Rwanda Shuts Down Independent Press

On April 13, 2010, President Paul Kagame and Rwanda’s High Media Council suspended independent Kinyarwanda language newspapers Umuseso and Umuvugizi at a press conference attended only by state broadcasters and the pro-government radio station Contact FM.

The High Media Council accused Umuseso of insulting Rwandan President Paul Kagame, inciting the police and army to insubordination, and frightening the public. The council is a nominally independent body heavily influenced by the government.

The six-month suspension will ensure that neither of the independent papers can cover this year’s presidential election with polls scheduled August 9th. Both criticize Kagame’s ruling Rwanda Patriotic Front Party.

Umuvuzi Editor Jean Bosco Gasasira said, “Almost 70% of Rwandans speak only Kinyarwanda, not English or French, and only 3% have internet access, so without these tabloid newspapers, they will have no independent news for the next six months. All they will know of the election is what the government newspapers tell them.”

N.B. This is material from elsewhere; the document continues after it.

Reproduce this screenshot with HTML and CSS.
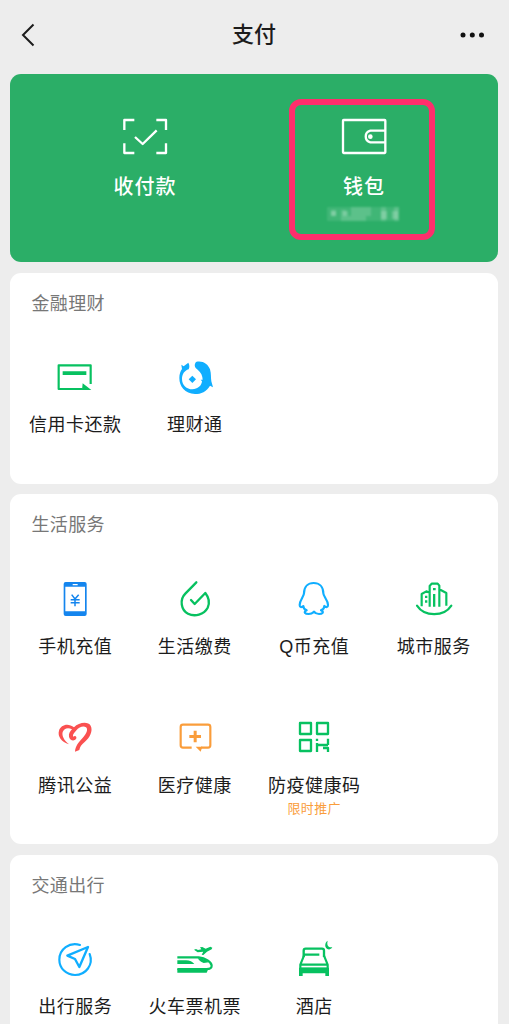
FILE: index.html
```html
<!DOCTYPE html>
<html lang="zh-CN">
<head>
<meta charset="utf-8">
<meta name="viewport" content="width=device-width, initial-scale=1">
<title>支付</title>
<link rel="stylesheet" href="styles.css">
</head>
<body>
<header class="nav">
  <svg class="nav-back" viewBox="0 0 24 24"><path d="M17.500 1.500 7 12 17.500 22.500"/></svg>
  <h1 class="nav-title">支付</h1>
  <svg class="nav-more" viewBox="0 0 26 8"><circle cx="3" cy="4" r="2.500"/><circle cx="12.300" cy="4" r="2.500"/><circle cx="21.500" cy="4" r="2.500"/></svg>
</header>
<main class="page">
  <section class="hero">
    <div class="hero-item">
      <svg class="icon white" viewBox="360 336 150 150"><g class="line w7"><path d="M373 390V360H403M469 360H498V390M373 430V459H403M469 459H498V430M405 411 428 432 470 391"/></g></svg>
      <span class="hero-label">收付款</span>
    </div>
    <div class="hero-item">
      <svg class="icon white" viewBox="1016 336 150 150"><g class="line w7"><rect x="1028" y="360" width="127" height="99" rx="2"/><path d="M1155 392H1110A18 18 0 0 0 1110 427H1155"/></g><circle class="solid" cx="1110" cy="410" r="7"/></svg>
      <span class="hero-label">钱包</span>
      <svg class="mosaic" viewBox="0 0 76 16"><g class="m1"><path d="M2 1h72v14H2z"/></g><g class="m2"><path d="M6 4h5v6H6zM16 4h5v11h-5zM26 1h20v9H26zM21 10h20v5H21zM56 1h5v14h-5zM69 1h5v14h-5z"/></g><g class="m3"><path d="M6 5h5v5H6zM18 5h5v5h-5zM56 5h6v8h-6zM67 5h6v8h-6z"/></g></svg>
      <div class="highlight"></div>
    </div>
  </section>

  <section class="card card-finance">
    <h2 class="card-title">金融理财</h2>
    <div class="grid">
      <div class="item">
        <svg class="icon green" viewBox="91 9 150 150"><path class="line w6" d="M189 117H117V46H213V102"/><path class="solid" d="M129 64H200V75H129zM189 100 215 120H187z"/></svg>
        <span class="label">信用卡还款</span>
      </div>
      <div class="item">
        <svg class="icon sky" viewBox="449 9 150 150"><path class="solid" d="M483 44 490 49 504 38C508 45 508 52 505 58C492 62 485 73 485 87C485 106 499 118 516 118C532 118 544 107 545 94L541 89L547 89C547 77 542 67 532 59C522 53 521 43 527 36C546 31 563 42 569 58C573 71 571 82 573 94L578 112 569 107C559 125 542 132 524 132C494 131 477 110 477 84C477 73 480 64 485 57Z"/><path class="solid" d="m516 77 11 11-11 11-11-11z"/></svg>
        <span class="label">理财通</span>
      </div>
    </div>
  </section>

  <section class="card card-life">
    <h2 class="card-title">生活服务</h2>
    <div class="grid">
      <div class="item">
        <svg class="icon blue" viewBox="61 12 150 150"><path class="solid" fill-rule="evenodd" d="M108 36H165Q171 36 171 42V132Q171 138 165 138H108Q102 138 102 132V42Q102 36 108 36ZM107 50V124H166V50ZM129 42V46H144V42Z"/><path class="line w5" d="M126 74 136 87 147 74M136 87V109M123 89H150M123 98H150"/></svg>
        <span class="label">手机充值</span>
      </div>
      <div class="item">
        <svg class="icon green" viewBox="419 12 150 150"><path class="line w7 round" d="M498 37 465 71C447 89 452 120 473 131C493 141 521 134 532 113C538 100 536 83 525 69L493 102 482 90"/></svg>
        <span class="label">生活缴费</span>
      </div>
      <div class="item">
        <svg class="icon sky" viewBox="58 12 150 150"><path class="line w6 round" d="M103 70C103 50 115 39 132 39S161 50 161 70C161 79 175 90 175 105C175 112 170 113 164 108C164 114 159 119 154 121C165 126 158 132 148 132C141 132 136 129 133 125C129 129 124 132 117 132C106 132 100 126 111 121C106 119 101 114 101 108C95 113 90 112 90 105C90 90 103 79 103 70Z"/></svg>
        <span class="label">Q币充值</span>
      </div>
      <div class="item">
        <svg class="icon green" viewBox="416 12 150 150"><path class="line w6" d="M454 109V72L468 64 479 69M478 110V48L484 41H502L507 47V110M507 58 528 69V107"/><path class="line w6 round" d="M440 107C462 141 521 141 543 107"/><path class="solid" d="M488 54h8v7h-8zM464 77h7v7h-7zM464 91h7v7h-7zM488 72h7v38h-7z"/></svg>
        <span class="label">城市服务</span>
      </div>
      <div class="item">
        <svg class="icon red" viewBox="61 9 150 150"><path class="solid" d="M118 103C95 95 83 79 88 62C93 44 116 38 133 52C147 37 175 33 183 47C191 63 180 83 165 96C155 105 151 110 149 120L136 125C137 108 147 97 158 85C171 71 176 58 169 52C161 47 149 51 139 62C131 70 128 76 131 80C137 74 143 81 139 87C133 95 120 91 118 80C116 71 122 63 127 58C115 51 103 55 99 66C96 77 103 91 118 103Z"/></svg>
        <span class="label">腾讯公益</span>
      </div>
      <div class="item">
        <svg class="icon orange" viewBox="419 9 150 150"><path class="line w6" d="M484 113H458Q451 113 451 106V51Q451 44 458 44H533Q540 44 540 51V106Q540 113 533 113H512"/><path class="solid" d="M490 62h9v13h13v9h-13v13h-9V84h-13v-9h13zM496 110H516L511 125Z"/></svg>
        <span class="label">医疗健康</span>
      </div>
      <div class="item">
        <svg class="icon green" viewBox="88 9 150 150"><path class="line w7" d="M121 39H154V72H121zM172 39H205V72H172zM121 90H154V123H121zM172 86V93M172 99V126M172 105H205M205 86V105M190 114H205V126"/></svg>
        <span class="label">防疫健康码</span>
        <span class="promo">限时推广</span>
      </div>
    </div>
  </section>

  <section class="card card-travel">
    <h2 class="card-title">交通出行</h2>
    <div class="grid">
      <div class="item">
        <svg class="icon sky" viewBox="61 12 150 150"><path class="line w6 round" d="M151 42C119 32 89 55 89 86C89 112 110 132 136 132C169 132 192 101 180 69"/><path class="line w7" d="M175 48 113 74 136 84 149 108Z"/></svg>
        <span class="label">出行服务</span>
      </div>
      <div class="item">
        <svg class="icon green" viewBox="419 12 150 150"><path class="line w6" d="M441 79H505C525 81 544 93 544 104C544 112 537 114 529 114H441"/><path class="solid" d="M441 88H467Q484 89 492 99H441zM502 82C517 82 530 88 536 94L520 96C510 93 507 88 502 82zM441 114H534L529 125H441zM491 56 497 54 503 57 513 55 509 49 516 48 526 53 540 47 546 50 544 55 530 62 519 72 514 71 519 62 502 64Z"/></svg>
        <span class="label">火车票机票</span>
      </div>
      <div class="item">
        <svg class="icon green" viewBox="58 12 150 150"><path class="line w7" d="M102 78V59Q102 53 108 53H157Q163 53 163 59V78"/><path class="line w6" d="M103 74 92 101V113H174V101L163 74M103 71H149M94 101H172"/><path class="solid" d="M88 110H178V135H167V127H99V135H88zM174 29C165 34 164 49 173 54C178 57 184 55 188 49C174 50 171 41 174 29Z"/></svg>
        <span class="label">酒店</span>
      </div>
    </div>
  </section>
</main>
</body>
</html>
```
FILE: styles.css
```css
* { box-sizing: border-box; }
body {
  margin: 0;
  height: 1024px;
  overflow: hidden;
  background: #ededed;
  color: #1c1c1c;
  font-family: "Liberation Sans", "Noto Sans CJK SC", sans-serif;
}
.nav {
  display: grid;
  grid-template-columns: 1fr auto 1fr;
  align-items: center;
  height: 74px;
  padding: 0 23px 4px 22px;
}
.nav-back { width: 24px; height: 24px; margin-left: -6px; fill: none; stroke: #1c1c1c; stroke-width: 2; }
.nav-more { width: 26px; height: 8px; justify-self: end; fill: #111; }
.nav-title { margin: 0; font-size: 22px; line-height: 30px; font-weight: 500; }
.page { display: flex; flex-direction: column; gap: 10.500px; padding: 0 10.600px 0 10.400px; }
.hero {
  display: grid;
  grid-template-columns: 219px 219px;
  justify-content: center;
  height: 188px;
  padding-top: 38px;
  border-radius: 11px;
  background: #2bae67;
  color: #fff;
}
.hero-item { position: relative; display: flex; flex-direction: column; align-items: center; }
.hero-label { margin-top: 10px; font-size: 20px; line-height: 30px; font-weight: 500; letter-spacing: 1px; }
.mosaic { width: 76px; height: 16px; margin: 4px 2px 0 0; filter: blur(0.800px); fill: #fff; }
.m1 { opacity: 0.100; }
.m2 { opacity: 0.150; }
.m3 { opacity: 0.220; }
.highlight {
  position: absolute;
  top: -13px;
  left: 35px;
  width: 146px;
  height: 141px;
  border: 6.500px solid #ff2e6c;
  border-radius: 12px;
}
.card { flex: none; border-radius: 11px; background: #fff; }
.card-finance { height: 211px; }
.card-life { height: 350px; }
.card-travel { height: 211px; }
.card-title {
  margin: 0;
  padding: 0 21px;
  height: 80px;
  font-size: 18px;
  line-height: 63px;
  font-weight: 400;
  letter-spacing: 0.400px;
  color: #777;
}
.grid {
  display: grid;
  grid-template-columns: repeat(4, 1fr);
  grid-auto-rows: 139px;
  padding: 0 5px;
}
.item { display: flex; flex-direction: column; align-items: center; }
.icon { display: block; flex: none; width: 50px; height: 50px; }
.label { margin-top: 9.500px; font-size: 18px; line-height: 26px; letter-spacing: 0.500px; white-space: nowrap; }
.promo { margin-top: 1.500px; font-size: 13px; line-height: 18px; letter-spacing: 0.300px; color: #fa9d3b; }
.line { fill: none; stroke: currentColor; stroke-linejoin: round; }
.solid { fill: currentColor; }
.round { stroke-linecap: round; }
.w5 { stroke-width: 4.500; }
.w6 { stroke-width: 6.500; }
.w7 { stroke-width: 7; }
.white { color: #fff; }
.green { color: #07c160; }
.sky { color: #10aeff; }
.blue { color: #1485ee; }
.red { color: #fa5151; }
.orange { color: #fa9d3b; }
```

“By silencing these two local-language newspapers the Media High Council is robbing Rwandan voters of crucial alternative voices during the presidential election campaign,” said Committee to Protect Journalists’ (CPJ) Africa Program Coordinator Tom Rhodes.. “The ruling is a thinly disguised attempt at censorship. If the election is to be seen as free and fair, the council must reverse this ruling and ensure that all media are able to cover the campaign.”

The council can legally suspend a weekly publication for a maximum of two weeks unless the paper is seen as a repeat offender, but this is a six-month suspension.

Several hours after the High Media Council announced the suspension of Umuseso and Umuvugizi, President Kagame said, at a speech in Rwanda’s Parliament:

“These newspapers have to stop, WILLINGLY or ELSE! That’s a promise I’m making you and it will happen. They have no right here, regardless of how the international community sees it or understands it. Let them believe whatever they want. And if they don’t like it, let them take those journalists in. They have no place here.”

(Translated from the BBC-Rwanda’s Kinyarwanda language broadcast, by Robert Karenzi.)

However, in his commemoration address at the Genocide Memorial Center in Rwanda’s capital, Kigali, on April 7th, President Kagame said he didn’t give a damn about critics, whom he said were abusing him by calling for political space and press freedom, even calling him “Hitler.”

An audio clip of President Kagame’s remarks on press freedom can be heard by clicking here. The entire English language portion of his address can be heard by clicking here.

On Wednesday, April 14th, AFP reported that the telephones at both newspapers had been switched off.

CPJ’s Tom Rhoades said that, “CPJ is also worried that the editors of these papers are under intense surveillance and are at risk. Umuvugizi Editor Jean Bosco Gasasira was brutally beaten with iron bars in 2007, and had to be rushed into intensive care.”

Umuseso Editor Didas Gasana contacted Digital Journal on April 13th, with the news that his paper had been suspended. Gasana traveled to Kampala, Uganda on the 14th, but said that he planned to return to Kigali next week. Umuseso Editor Charles Kabonero is living in exile in South Africa.

Déo Mushayidi, former President of the Rwanda Journalists’ Association, and co-author of Les Secrets du Genocide Rwandais, remains in a Rwandan prison, charged with terrorism, after his arrest in Burundi on March 6th, 2010.